***** Collected data

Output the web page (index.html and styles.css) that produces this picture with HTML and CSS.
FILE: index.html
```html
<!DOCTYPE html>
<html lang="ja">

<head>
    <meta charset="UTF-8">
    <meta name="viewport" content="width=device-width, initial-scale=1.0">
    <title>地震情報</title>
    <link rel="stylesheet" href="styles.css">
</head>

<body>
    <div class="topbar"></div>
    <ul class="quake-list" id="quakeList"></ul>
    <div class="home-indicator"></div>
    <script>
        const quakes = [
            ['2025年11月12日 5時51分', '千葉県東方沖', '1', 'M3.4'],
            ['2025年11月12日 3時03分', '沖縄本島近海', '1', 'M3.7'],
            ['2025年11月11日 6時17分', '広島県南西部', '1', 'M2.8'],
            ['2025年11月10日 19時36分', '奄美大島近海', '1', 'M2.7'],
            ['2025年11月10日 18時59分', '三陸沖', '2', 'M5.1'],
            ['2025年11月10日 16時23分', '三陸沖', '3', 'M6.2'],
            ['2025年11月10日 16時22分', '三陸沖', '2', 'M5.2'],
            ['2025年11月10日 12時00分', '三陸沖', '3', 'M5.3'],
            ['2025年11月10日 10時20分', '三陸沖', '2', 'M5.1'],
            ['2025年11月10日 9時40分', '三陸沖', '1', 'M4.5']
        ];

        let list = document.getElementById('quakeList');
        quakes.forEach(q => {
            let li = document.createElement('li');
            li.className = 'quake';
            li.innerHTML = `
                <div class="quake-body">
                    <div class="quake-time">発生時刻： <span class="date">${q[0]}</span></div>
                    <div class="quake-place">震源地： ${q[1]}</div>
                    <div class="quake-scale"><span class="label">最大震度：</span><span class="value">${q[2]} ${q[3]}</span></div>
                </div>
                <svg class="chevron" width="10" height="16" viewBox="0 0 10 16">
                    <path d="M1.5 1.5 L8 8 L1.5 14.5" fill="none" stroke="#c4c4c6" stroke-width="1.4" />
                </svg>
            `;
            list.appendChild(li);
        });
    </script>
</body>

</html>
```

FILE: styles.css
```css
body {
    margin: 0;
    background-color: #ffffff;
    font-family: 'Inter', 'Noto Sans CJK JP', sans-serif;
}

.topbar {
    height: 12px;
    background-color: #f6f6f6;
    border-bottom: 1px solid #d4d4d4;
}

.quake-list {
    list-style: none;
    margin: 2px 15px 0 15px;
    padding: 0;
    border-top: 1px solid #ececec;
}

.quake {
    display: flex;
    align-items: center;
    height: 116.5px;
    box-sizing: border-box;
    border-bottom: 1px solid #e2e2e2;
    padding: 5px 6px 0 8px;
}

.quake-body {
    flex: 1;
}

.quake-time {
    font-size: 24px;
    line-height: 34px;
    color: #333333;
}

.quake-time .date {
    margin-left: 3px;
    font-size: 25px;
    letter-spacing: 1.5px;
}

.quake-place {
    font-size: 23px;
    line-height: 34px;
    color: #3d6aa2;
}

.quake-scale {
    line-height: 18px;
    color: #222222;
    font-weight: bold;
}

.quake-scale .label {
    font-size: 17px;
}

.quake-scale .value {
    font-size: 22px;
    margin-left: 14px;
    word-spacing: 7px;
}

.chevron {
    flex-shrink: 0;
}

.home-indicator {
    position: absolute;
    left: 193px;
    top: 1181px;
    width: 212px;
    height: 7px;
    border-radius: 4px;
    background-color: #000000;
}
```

**********

■ **Exercise**: Every line of the data above should be copied exactly.

■ **Exercise solution**:
Output the web page (index.html and styles.css) that produces this picture with HTML and CSS.
FILE: index.html
```html
<!DOCTYPE html>
<html lang="ja">

<head>
    <meta charset="UTF-8">
    <meta name="viewport" content="width=device-width, initial-scale=1.0">
    <title>地震情報</title>
    <link rel="stylesheet" href="styles.css">
</head>

<body>
    <div class="topbar"></div>
    <ul class="quake-list" id="quakeList"></ul>
    <div class="home-indicator"></div>
    <script>
        const quakes = [
            ['2025年11月12日 5時51分', '千葉県東方沖', '1', 'M3.4'],
            ['2025年11月12日 3時03分', '沖縄本島近海', '1', 'M3.7'],
            ['2025年11月11日 6時17分', '広島県南西部', '1', 'M2.8'],
            ['2025年11月10日 19時36分', '奄美大島近海', '1', 'M2.7'],
            ['2025年11月10日 18時59分', '三陸沖', '2', 'M5.1'],
            ['2025年11月10日 16時23分', '三陸沖', '3', 'M6.2'],
            ['2025年11月10日 16時22分', '三陸沖', '2', 'M5.2'],
            ['2025年11月10日 12時00分', '三陸沖', '3', 'M5.3'],
            ['2025年11月10日 10時20分', '三陸沖', '2', 'M5.1'],
            ['2025年11月10日 9時40分', '三陸沖', '1', 'M4.5']
        ];

        let list = document.getElementById('quakeList');
        quakes.forEach(q => {
            let li = document.createElement('li');
            li.className = 'quake';
            li.innerHTML = `
                <div class="quake-body">
                    <div class="quake-time">発生時刻： <span class="date">${q[0]}</span></div>
                    <div class="quake-place">震源地： ${q[1]}</div>
                    <div class="quake-scale"><span class="label">最大震度：</span><span class="value">${q[2]} ${q[3]}</span></div>
                </div>
                <svg class="chevron" width="10" height="16" viewBox="0 0 10 16">
                    <path d="M1.5 1.5 L8 8 L1.5 14.5" fill="none" stroke="#c4c4c6" stroke-width="1.4" />
                </svg>
            `;
            list.appendChild(li);
        });
    </script>
</body>

</html>
```

FILE: styles.css
```css
body {
    margin: 0;
    background-color: #ffffff;
    font-family: 'Inter', 'Noto Sans CJK JP', sans-serif;
}

.topbar {
    height: 12px;
    background-color: #f6f6f6;
    border-bottom: 1px solid #d4d4d4;
}

.quake-list {
    list-style: none;
    margin: 2px 15px 0 15px;
    padding: 0;
    border-top: 1px solid #ececec;
}

.quake {
    display: flex;
    align-items: center;
    height: 116.5px;
    box-sizing: border-box;
    border-bottom: 1px solid #e2e2e2;
    padding: 5px 6px 0 8px;
}

.quake-body {
    flex: 1;
}

.quake-time {
    font-size: 24px;
    line-height: 34px;
    color: #333333;
}

.quake-time .date {
    margin-left: 3px;
    font-size: 25px;
    letter-spacing: 1.5px;
}

.quake-place {
    font-size: 23px;
    line-height: 34px;
    color: #3d6aa2;
}

.quake-scale {
    line-height: 18px;
    color: #222222;
    font-weight: bold;
}

.quake-scale .label {
    font-size: 17px;
}

.quake-scale .value {
    font-size: 22px;
    margin-left: 14px;
    word-spacing: 7px;
}

.chevron {
    flex-shrink: 0;
}

.home-indicator {
    position: absolute;
    left: 193px;
    top: 1181px;
    width: 212px;
    height: 7px;
    border-radius: 4px;
    background-color: #000000;
}
```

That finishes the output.